Human factors are often the most important causal factor within navigational accidents including collisions with waterborne traffic and structures, and groundings. Furthermore hazards such as collisions with large marine mammals and debris can be difficult to detect by means of human observation.

Despite improvements fires on-board containerships continue to be a regular occurrence which often require external intervention for crew evacuation (where at all possible) and on certain occasions have remained uncontrolled for days before burning out or being extinguished. Such interventions cannot be assured easily on most major shipping routes and are not always effective with consequent risks to crews, the marine environment and potentially coastal communities.
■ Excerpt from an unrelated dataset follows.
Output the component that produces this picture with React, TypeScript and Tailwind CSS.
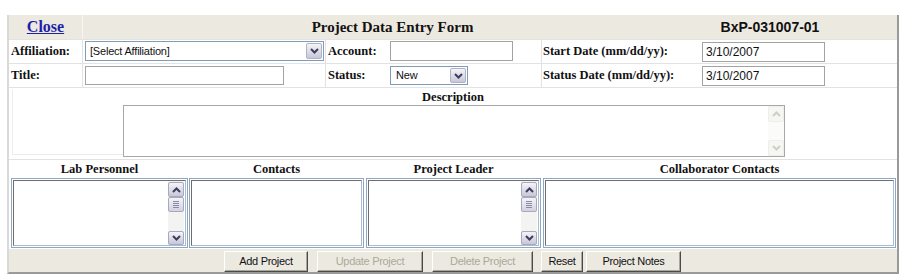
import React from "react";

const sans = "font-['Liberation_Sans',Arial,sans-serif]";

function Chevron({ up = false, color = "#3d3d5c" }: { up?: boolean; color?: string }) {
  return (
    <svg width="9" height="6" viewBox="0 0 9 6">
      <path
        d={up ? "M1 5 L4.5 1.5 L8 5" : "M1 1 L4.5 4.5 L8 1"}
        fill="none"
        stroke={color}
        strokeWidth="2"
      />
    </svg>
  );
}

function ArrowBtn() {
  return (
    <div className="w-[16px] flex items-center justify-center rounded-[2px] border border-[#b2b1c6] bg-linear-to-b from-[#f4f4f8] to-[#c8c7d8]">
      <Chevron />
    </div>
  );
}

function Select({ className, text }: { className: string; text: string }) {
  return (
    <div className={`flex items-stretch border border-[#7f9db9] bg-white p-[1px] ${className}`}>
      <div className={`flex-1 flex items-center pl-[3px] text-[11px] tracking-[-0.2px] text-[#111] ${sans}`}>
        {text}
      </div>
      <ArrowBtn />
    </div>
  );
}

function TextBox({ className, value }: { className: string; value?: string }) {
  return (
    <div
      className={`flex items-center border border-[#a3a3a3] bg-white pl-[3px] text-[12px] text-[#111] ${sans} ${className}`}
    >
      {value}
    </div>
  );
}

function ScrollBar() {
  return (
    <div className="w-[16px] mr-[1px] pt-[1px] flex flex-col bg-[#f3f3f1]">
      <div className="h-[15px] flex items-center justify-center rounded-[2px] border border-[#a9a8bd] bg-linear-to-b from-[#f4f4f8] to-[#c8c7d8]">
        <Chevron up />
      </div>
      <div className="h-[15px] flex flex-col items-center justify-center gap-[1px] rounded-[2px] border border-[#a9a8bd] bg-linear-to-b from-[#f4f4f8] to-[#d2d1e0]">
        <div className="w-[6px] h-px bg-[#8a8aa3]" />
        <div className="w-[6px] h-px bg-[#8a8aa3]" />
        <div className="w-[6px] h-px bg-[#8a8aa3]" />
        <div className="w-[6px] h-px bg-[#8a8aa3]" />
      </div>
      <div className="flex-1" />
      <div className="h-[14px] flex items-center justify-center rounded-[2px] border border-[#a9a8bd] bg-linear-to-b from-[#f4f4f8] to-[#c8c7d8]">
        <Chevron />
      </div>
    </div>
  );
}

function ListBox({ className, scroll }: { className: string; scroll?: boolean }) {
  return (
    <div className={`h-[70px] mt-[1px] border border-[#8ea7c4] bg-white p-[1px] ${className}`}>
      <div className="h-full flex justify-end border border-t-[#6e6e6e] border-l-[#6e6e6e] border-r-[#a7bbd3] border-b-[#a7bbd3]">
        {scroll && <ScrollBar />}
      </div>
    </div>
  );
}

function Button({ label, disabled, className }: { label: string; disabled?: boolean; className: string }) {
  return (
    <div
      className={`h-[21px] flex items-center justify-center bg-[#ece9e1] border border-t-[#ffffff] border-l-[#ffffff] border-r-[#4a4a4a] border-b-[#4a4a4a] shadow-[inset_-1px_-1px_0_#a9a79c] text-[11px] tracking-[-0.3px] ${sans} ${
        disabled ? "text-[#aba89b]" : "text-[#111]"
      } ${className}`}
    >
      {label}
    </div>
  );
}

const labelCls = "text-[12.5px] font-bold text-[#111] leading-[15px]";

export default function App() {
  return (
    <div className="w-[908px] h-[279px] bg-white pt-[15px] pl-[7px] font-['Liberation_Serif','Times_New_Roman',serif]">
      <div className="w-[892px] border-l-2 border-r-2 border-b-2 border-l-[#d9d9d9] border-r-[#9a9a9a] border-b-[#9a9a9a]">
        {/* header */}
        <div className="flex h-[25px] bg-[#ece9e1] border-b border-[#e2e2e2]">
          <div className="w-[74px] flex items-center justify-center border-r border-[#f7f6f2]">
            <span className="text-[16px] font-bold text-[#1f1fa8] underline">Close</span>
          </div>
          <div className="w-[619px] flex items-center justify-center text-[15px] font-bold text-[#111]">
            Project Data Entry Form
          </div>
          <div className={`w-[136px] flex items-center justify-center text-[14px] font-bold text-[#111] ${sans}`}>
            BxP-031007-01
          </div>
        </div>

        {/* row 1 */}
        <div className="flex h-[24px] border-b border-[#e2e2e2]">
          <div className={`w-[74px] flex items-center pl-[2px] border-r border-[#e2e2e2] ${labelCls}`}>
            Affiliation:
          </div>
          <div className="w-[243px] flex items-start pt-[1px] pl-[2px] border-r border-[#e2e2e2]">
            <Select className="w-[239px] h-[20px]" text="[Select Affiliation]" />
          </div>
          <div className="w-[216px] flex items-start border-r border-[#e2e2e2]">
            <div className={`w-[64px] h-[23px] flex items-center pl-[2px] ${labelCls}`}>Account:</div>
            <div className="pt-[1px]">
              <TextBox className="w-[123px] h-[20px]" />
            </div>
          </div>
          <div className="flex-1 flex items-start">
            <div className={`w-[160px] h-[23px] flex items-center pl-[1px] ${labelCls}`}>Start Date (mm/dd/yy):</div>
            <div className="pt-[2px]">
              <TextBox className="w-[123px] h-[20px]" value="3/10/2007" />
            </div>
          </div>
        </div>

        {/* row 2 */}
        <div className="flex h-[24px] border-b border-[#e2e2e2]">
          <div className={`w-[74px] flex items-center pl-[2px] border-r border-[#e2e2e2] ${labelCls}`}>Title:</div>
          <div className="w-[243px] flex items-center pl-[2px] border-r border-[#e2e2e2]">
            <TextBox className="w-[199px] h-[19px]" />
          </div>
          <div className="w-[216px] flex items-center border-r border-[#e2e2e2]">
            <div className={`w-[64px] pl-[2px] ${labelCls}`}>Status:</div>
            <Select className="w-[78px] h-[19px] [&>div:first-child]:pl-[4px]" text="New" />
          </div>
          <div className="flex-1 flex items-center">
            <div className={`w-[160px] pl-[1px] ${labelCls}`}>Status Date (mm/dd/yy):</div>
            <TextBox className="w-[123px] h-[20px]" value="3/10/2007" />
          </div>
        </div>

        {/* description */}
        <div className="h-[72px] border-b border-[#e2e2e2] pt-[2px]">
          <div className={`text-center ${labelCls}`}>Description</div>
          <div className="flex ml-[3px]">
            <div className="w-[111px] h-[65px] -mt-[15px] border-l border-b border-[#ececec]" />
            <div className="w-[662px] h-[52px] flex justify-end border border-[#a8a8a8] bg-white">
              <div className="w-[16px] flex flex-col bg-[#fbfbf9]">
                <div className="h-[16px] flex items-center justify-center rounded-[2px] border border-[#eeeeea] bg-[#f6f6f3]">
                  <Chevron up color="#cfcfc8" />
                </div>
                <div className="flex-1" />
                <div className="h-[16px] flex items-center justify-center rounded-[2px] border border-[#eeeeea] bg-[#f6f6f3]">
                  <Chevron color="#cfcfc8" />
                </div>
              </div>
            </div>
          </div>
        </div>

        {/* lists */}
        <div className="h-[89px] flex pl-[2px] pt-[2px]">
          <div className="w-[177px] flex flex-col">
            <div className={`text-center ${labelCls}`}>Lab Personnel</div>
            <ListBox className="w-[177px]" scroll />
          </div>
          <div className="w-[175px] ml-[1px] flex flex-col">
            <div className={`text-center ${labelCls}`}>Contacts</div>
            <ListBox className="w-[175px]" />
          </div>
          <div className="w-[175px] ml-[2px] flex flex-col">
            <div className={`text-center ${labelCls}`}>Project Leader</div>
            <ListBox className="w-[175px]" scroll />
          </div>
          <div className="w-[353px] ml-[2px] flex flex-col">
            <div className={`text-center ${labelCls}`}>Collaborator Contacts</div>
            <ListBox className="w-[353px]" />
          </div>
        </div>

        {/* buttons */}
        <div className="h-[23px] bg-[#ece9e1] flex items-start pt-[2px] pl-[215px]">
          <Button label="Add Project" className="w-[84px]" />
          <Button label="Update Project" disabled className="w-[106px] ml-[9px]" />
          <Button label="Delete Project" disabled className="w-[101px] ml-[9px]" />
          <Button label="Reset" className="w-[42px] ml-[8px]" />
          <Button label="Project Notes" className="w-[95px] ml-[3px]" />
        </div>
      </div>
    </div>
  );
}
To address these challenges applicants will address one of the following two aspects:

Navigational accidents

  1. Systematically assess the causes, consequences and probability of navigational accidents, including collisions involving vessels and offshore structures, groundings, container losses, as well as collisions with marine mammals and floating objects.
  2. Develop solutions and standards to address the most important causal factors, including the removal/reduction of human factors through smart sensors and automatic prevention and evasion measures.
  3. To reduce and potentially eliminate the human factor develop and test innovative solutions beyond the state of the art to locate and stay clear of objects in order to avoid navigational accidents including collisions with marine mammals, floating debris and small surface vessels, in particular recreational crafts and fishing boats. Based on open source principles and common data protocols (e.g. AIS) the developed systems should also support digital networking to alert other waterborne traffic in real time of the location of hazards as well as supporting a European navigational hazards data base. The exploitation of Galileo GNSS services and eventually other space based services is to be foreseen.
  4. Propose solutions to the tracking and recovery of lost containers in cases where those containers pose a risk to navigation and the marine environment.

Containership fires

  1. Undertake a systematic analysis of containership fires’ causal factors (including malicious and erroneous cargo declarations), the currently established responses based on on-board means, and the consequences, including the potential consequence of a fire in coastal regions with an onshore wind.
  2. Research should address the range of risks, ship and cargo system design issues, fire detection and firefighting methods, accident management methodologies, and pertinent regulatory issues in order to greatly reduce the risk of fires at sea.
  3. Special attention should be given to fires within cargo areas (in holds and on deck) for which relevant risk control options should be presented, analysed and the effects of their application validated though computer simulation and model tests, including those for specific firefighting equipment.
  4. In cooperation with relevant authorities (EMSA, European flag states, coast guards, rescue services) accident management strategies and plans to minimise the consequences from containership fires in European coastal and port areas should be developed. This should include an analysis of and proposition for stand-by equipment and assets.
  5. Outcomes and strategies should be widely communicated to facilitate best practice and develop specific training plans, including practical exercises on a realistic scale, for crews in cooperation with operators and seafarer organisations.